Reconozco que no respeto el tránsito a rajatabla cuando estoy llegando tarde al laburo por culpa de demoras en los medios de transporte, pero cuando puedo (casi siempre), me porto bien. Al fin y al cabo, para eso es que me levanto un toque más temprano y salgo de mi casa con tiempo de sobra: para no tener que andar corriendo. Y ellos me acompañan, evitando bocinazos, gritos, frenadas y accidentes. Son tres, al menos los que reconozco porque también viajan conmigo en el tren, frecuentemente en el mismo vagón.
-La primera, petisita y de abrigo beige, se parece a mi novia. Se toma siempre el 56. Cuando puedo, le doy el asiento, porque sube en San Isidro e imagino que siempre viaja parada debido a ello.
-El segundo, el flaco de traje claro y mochila roja que tiene mi mismo corte de pelo. Agarra derecho por Alem y le pierdo el rastro.
-El tercero, el viejo del traje y la Palm. Siempre viaja sentado, seguro que sube en Tigre.

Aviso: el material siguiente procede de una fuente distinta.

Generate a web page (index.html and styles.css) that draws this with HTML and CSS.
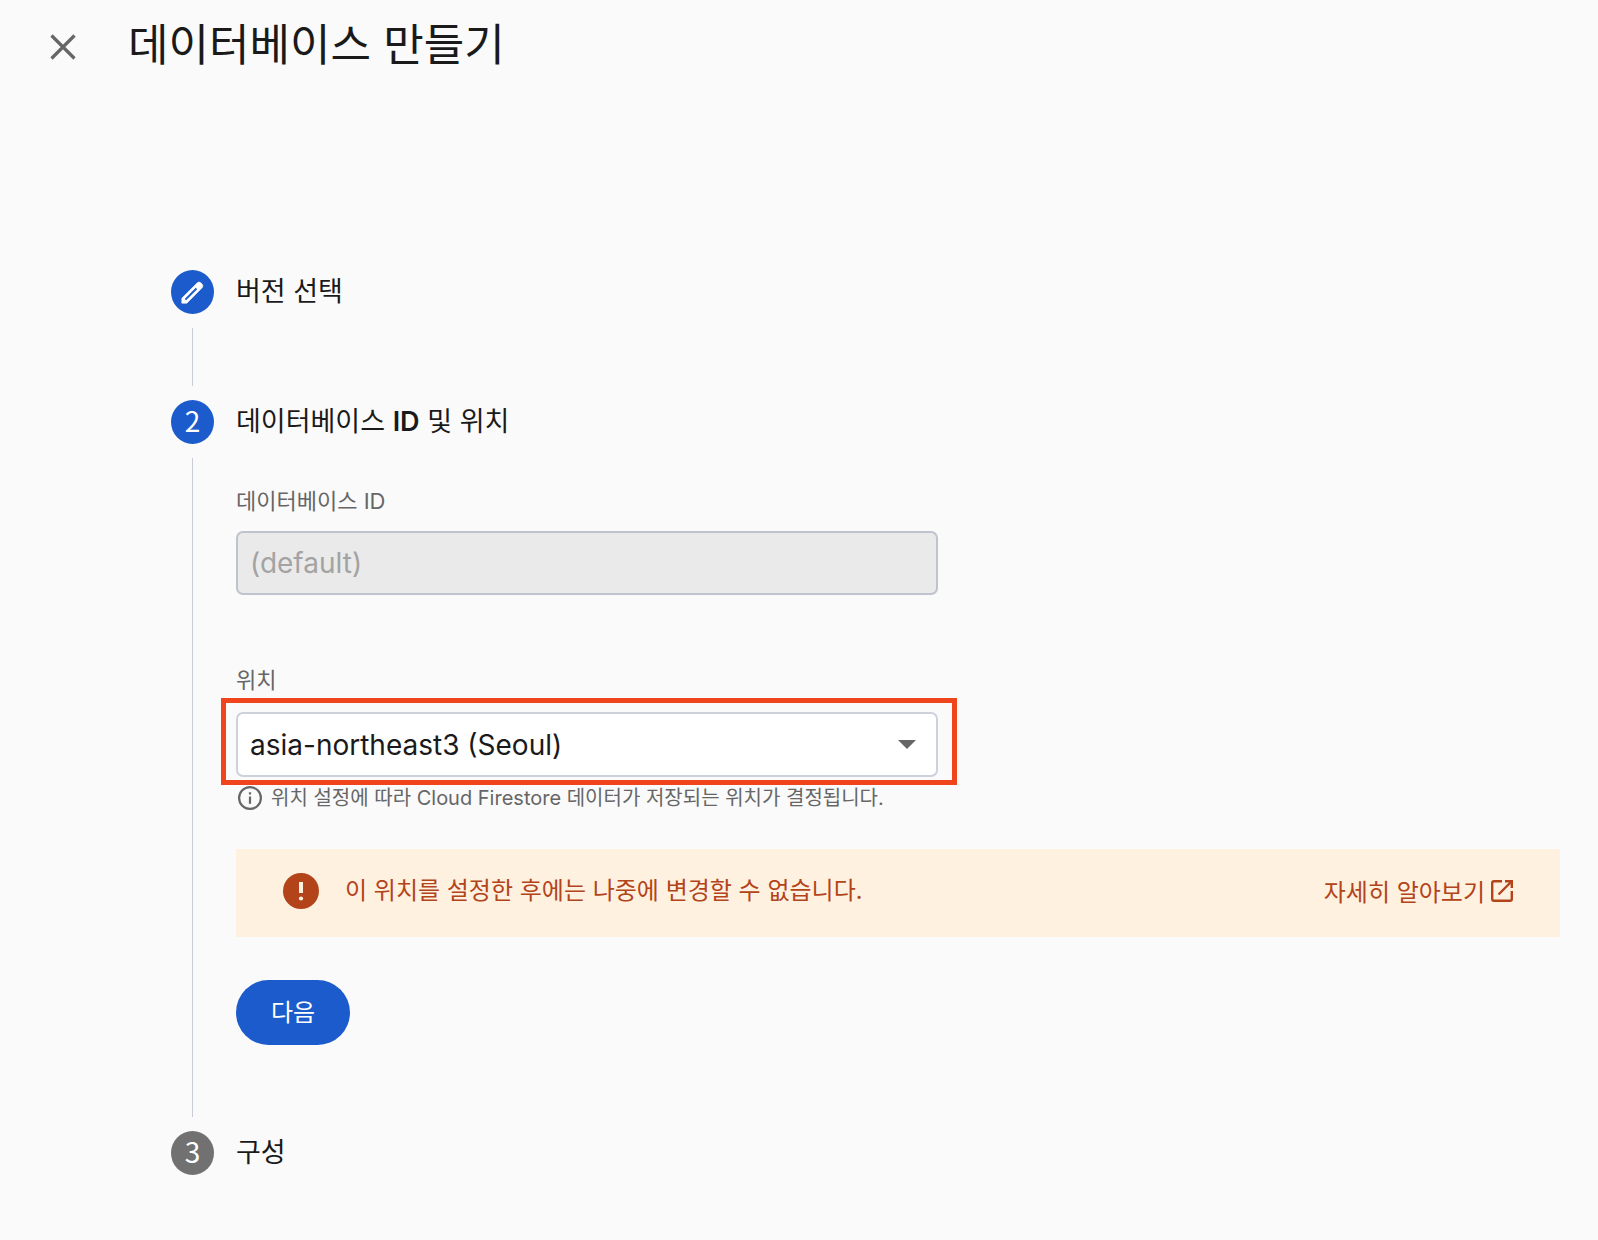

Cuando nos encontramos allí, hombro con hombro, mirando hacia el horizonte negro y amarillo, esperando por ese hombrecito blanco que camina para convertirse en una suerte de luminoso general romano, me someto ante la obligación de sentirlos mis compañeros de batalla. Mis iguales, mis socios en la decencia del Microcentro, mis correligionarios del alma pavimentada. Hoy quiero rendir homenaje a estas tres personas que se han convertido en mis hermanos silenciosos y que, como yo y tantos otros, circulen vehículos o no, no cruzan la calle con el semáforo peatonal en rojo.